Start of Data segment
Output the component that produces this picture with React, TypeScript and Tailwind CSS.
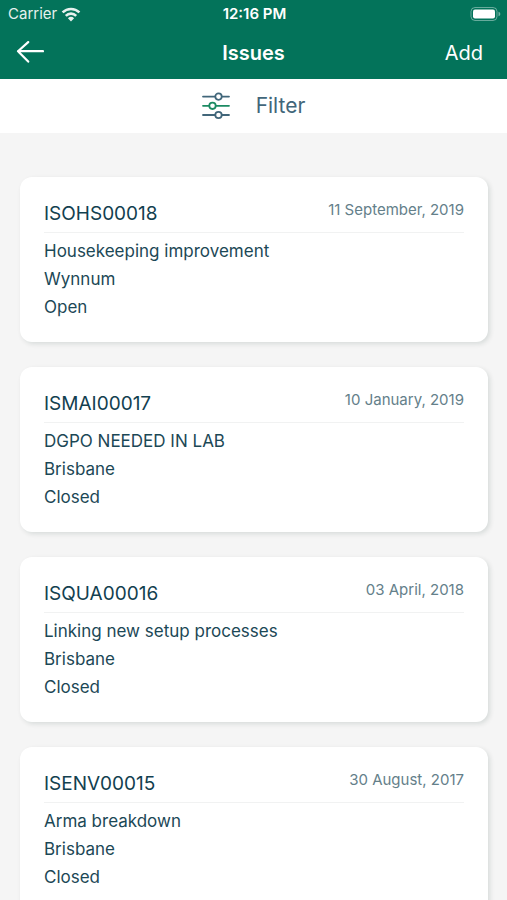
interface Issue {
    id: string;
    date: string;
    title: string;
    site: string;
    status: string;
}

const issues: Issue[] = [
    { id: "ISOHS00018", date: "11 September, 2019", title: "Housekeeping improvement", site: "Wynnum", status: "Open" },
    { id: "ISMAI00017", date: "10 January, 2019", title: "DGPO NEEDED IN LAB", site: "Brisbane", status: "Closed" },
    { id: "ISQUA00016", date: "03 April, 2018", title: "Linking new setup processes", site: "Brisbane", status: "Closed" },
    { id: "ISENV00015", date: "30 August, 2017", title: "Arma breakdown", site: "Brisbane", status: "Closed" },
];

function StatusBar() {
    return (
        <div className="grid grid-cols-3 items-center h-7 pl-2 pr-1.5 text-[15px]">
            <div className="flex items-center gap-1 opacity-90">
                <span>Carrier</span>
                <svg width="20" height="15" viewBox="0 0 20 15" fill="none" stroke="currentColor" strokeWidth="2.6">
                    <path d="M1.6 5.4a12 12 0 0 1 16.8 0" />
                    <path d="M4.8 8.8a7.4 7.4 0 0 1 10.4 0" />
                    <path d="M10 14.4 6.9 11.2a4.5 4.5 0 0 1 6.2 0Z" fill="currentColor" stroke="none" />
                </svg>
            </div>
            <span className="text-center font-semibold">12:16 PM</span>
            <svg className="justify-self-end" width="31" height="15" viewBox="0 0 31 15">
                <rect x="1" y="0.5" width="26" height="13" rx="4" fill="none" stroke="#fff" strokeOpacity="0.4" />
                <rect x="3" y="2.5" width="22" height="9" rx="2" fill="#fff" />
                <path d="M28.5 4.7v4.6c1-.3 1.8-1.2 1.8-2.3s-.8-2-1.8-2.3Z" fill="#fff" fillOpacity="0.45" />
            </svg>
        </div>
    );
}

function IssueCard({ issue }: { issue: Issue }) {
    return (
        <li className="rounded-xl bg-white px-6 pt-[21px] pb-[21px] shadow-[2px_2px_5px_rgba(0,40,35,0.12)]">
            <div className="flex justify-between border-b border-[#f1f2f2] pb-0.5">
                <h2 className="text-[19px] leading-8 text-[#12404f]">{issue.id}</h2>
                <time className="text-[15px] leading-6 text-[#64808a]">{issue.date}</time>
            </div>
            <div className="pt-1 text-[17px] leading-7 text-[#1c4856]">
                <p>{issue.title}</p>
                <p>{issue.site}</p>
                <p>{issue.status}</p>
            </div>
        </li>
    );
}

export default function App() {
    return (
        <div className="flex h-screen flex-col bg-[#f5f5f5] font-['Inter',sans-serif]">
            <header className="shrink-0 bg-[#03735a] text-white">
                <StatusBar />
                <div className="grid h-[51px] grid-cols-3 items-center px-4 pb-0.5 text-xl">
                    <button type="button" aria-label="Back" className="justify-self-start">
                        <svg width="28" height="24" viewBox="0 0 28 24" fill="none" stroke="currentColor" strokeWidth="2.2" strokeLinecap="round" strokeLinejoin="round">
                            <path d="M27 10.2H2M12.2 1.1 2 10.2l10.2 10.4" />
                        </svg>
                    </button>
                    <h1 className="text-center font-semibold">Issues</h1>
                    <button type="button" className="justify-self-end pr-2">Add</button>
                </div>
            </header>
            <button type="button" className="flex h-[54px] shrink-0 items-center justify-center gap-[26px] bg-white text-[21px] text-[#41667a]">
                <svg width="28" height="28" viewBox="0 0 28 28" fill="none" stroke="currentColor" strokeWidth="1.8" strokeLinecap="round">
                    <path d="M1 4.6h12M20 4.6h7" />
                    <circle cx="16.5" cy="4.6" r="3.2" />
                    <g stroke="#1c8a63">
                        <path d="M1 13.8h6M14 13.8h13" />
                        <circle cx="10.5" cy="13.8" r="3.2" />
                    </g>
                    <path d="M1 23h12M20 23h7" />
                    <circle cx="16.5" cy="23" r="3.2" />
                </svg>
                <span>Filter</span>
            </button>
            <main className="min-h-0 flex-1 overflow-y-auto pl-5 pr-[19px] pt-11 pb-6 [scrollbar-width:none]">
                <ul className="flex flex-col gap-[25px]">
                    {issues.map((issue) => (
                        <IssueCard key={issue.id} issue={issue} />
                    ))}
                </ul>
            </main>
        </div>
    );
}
End of Data segment
### [Stated exercise]
Give all the lines above again, character for character, without pictures.

### [The response]
Output the component that produces this picture with React, TypeScript and Tailwind CSS.
interface Issue {
    id: string;
    date: string;
    title: string;
    site: string;
    status: string;
}

const issues: Issue[] = [
    { id: "ISOHS00018", date: "11 September, 2019", title: "Housekeeping improvement", site: "Wynnum", status: "Open" },
    { id: "ISMAI00017", date: "10 January, 2019", title: "DGPO NEEDED IN LAB", site: "Brisbane", status: "Closed" },
    { id: "ISQUA00016", date: "03 April, 2018", title: "Linking new setup processes", site: "Brisbane", status: "Closed" },
    { id: "ISENV00015", date: "30 August, 2017", title: "Arma breakdown", site: "Brisbane", status: "Closed" },
];

function StatusBar() {
    return (
        <div className="grid grid-cols-3 items-center h-7 pl-2 pr-1.5 text-[15px]">
            <div className="flex items-center gap-1 opacity-90">
                <span>Carrier</span>
                <svg width="20" height="15" viewBox="0 0 20 15" fill="none" stroke="currentColor" strokeWidth="2.6">
                    <path d="M1.6 5.4a12 12 0 0 1 16.8 0" />
                    <path d="M4.8 8.8a7.4 7.4 0 0 1 10.4 0" />
                    <path d="M10 14.4 6.9 11.2a4.5 4.5 0 0 1 6.2 0Z" fill="currentColor" stroke="none" />
                </svg>
            </div>
            <span className="text-center font-semibold">12:16 PM</span>
            <svg className="justify-self-end" width="31" height="15" viewBox="0 0 31 15">
                <rect x="1" y="0.5" width="26" height="13" rx="4" fill="none" stroke="#fff" strokeOpacity="0.4" />
                <rect x="3" y="2.5" width="22" height="9" rx="2" fill="#fff" />
                <path d="M28.5 4.7v4.6c1-.3 1.8-1.2 1.8-2.3s-.8-2-1.8-2.3Z" fill="#fff" fillOpacity="0.45" />
            </svg>
        </div>
    );
}

function IssueCard({ issue }: { issue: Issue }) {
    return (
        <li className="rounded-xl bg-white px-6 pt-[21px] pb-[21px] shadow-[2px_2px_5px_rgba(0,40,35,0.12)]">
            <div className="flex justify-between border-b border-[#f1f2f2] pb-0.5">
                <h2 className="text-[19px] leading-8 text-[#12404f]">{issue.id}</h2>
                <time className="text-[15px] leading-6 text-[#64808a]">{issue.date}</time>
            </div>
            <div className="pt-1 text-[17px] leading-7 text-[#1c4856]">
                <p>{issue.title}</p>
                <p>{issue.site}</p>
                <p>{issue.status}</p>
            </div>
        </li>
    );
}

export default function App() {
    return (
        <div className="flex h-screen flex-col bg-[#f5f5f5] font-['Inter',sans-serif]">
            <header className="shrink-0 bg-[#03735a] text-white">
                <StatusBar />
                <div className="grid h-[51px] grid-cols-3 items-center px-4 pb-0.5 text-xl">
                    <button type="button" aria-label="Back" className="justify-self-start">
                        <svg width="28" height="24" viewBox="0 0 28 24" fill="none" stroke="currentColor" strokeWidth="2.2" strokeLinecap="round" strokeLinejoin="round">
                            <path d="M27 10.2H2M12.2 1.1 2 10.2l10.2 10.4" />
                        </svg>
                    </button>
                    <h1 className="text-center font-semibold">Issues</h1>
                    <button type="button" className="justify-self-end pr-2">Add</button>
                </div>
            </header>
            <button type="button" className="flex h-[54px] shrink-0 items-center justify-center gap-[26px] bg-white text-[21px] text-[#41667a]">
                <svg width="28" height="28" viewBox="0 0 28 28" fill="none" stroke="currentColor" strokeWidth="1.8" strokeLinecap="round">
                    <path d="M1 4.6h12M20 4.6h7" />
                    <circle cx="16.5" cy="4.6" r="3.2" />
                    <g stroke="#1c8a63">
                        <path d="M1 13.8h6M14 13.8h13" />
                        <circle cx="10.5" cy="13.8" r="3.2" />
                    </g>
                    <path d="M1 23h12M20 23h7" />
                    <circle cx="16.5" cy="23" r="3.2" />
                </svg>
                <span>Filter</span>
            </button>
            <main className="min-h-0 flex-1 overflow-y-auto pl-5 pr-[19px] pt-11 pb-6 [scrollbar-width:none]">
                <ul className="flex flex-col gap-[25px]">
                    {issues.map((issue) => (
                        <IssueCard key={issue.id} issue={issue} />
                    ))}
                </ul>
            </main>
        </div>
    );
}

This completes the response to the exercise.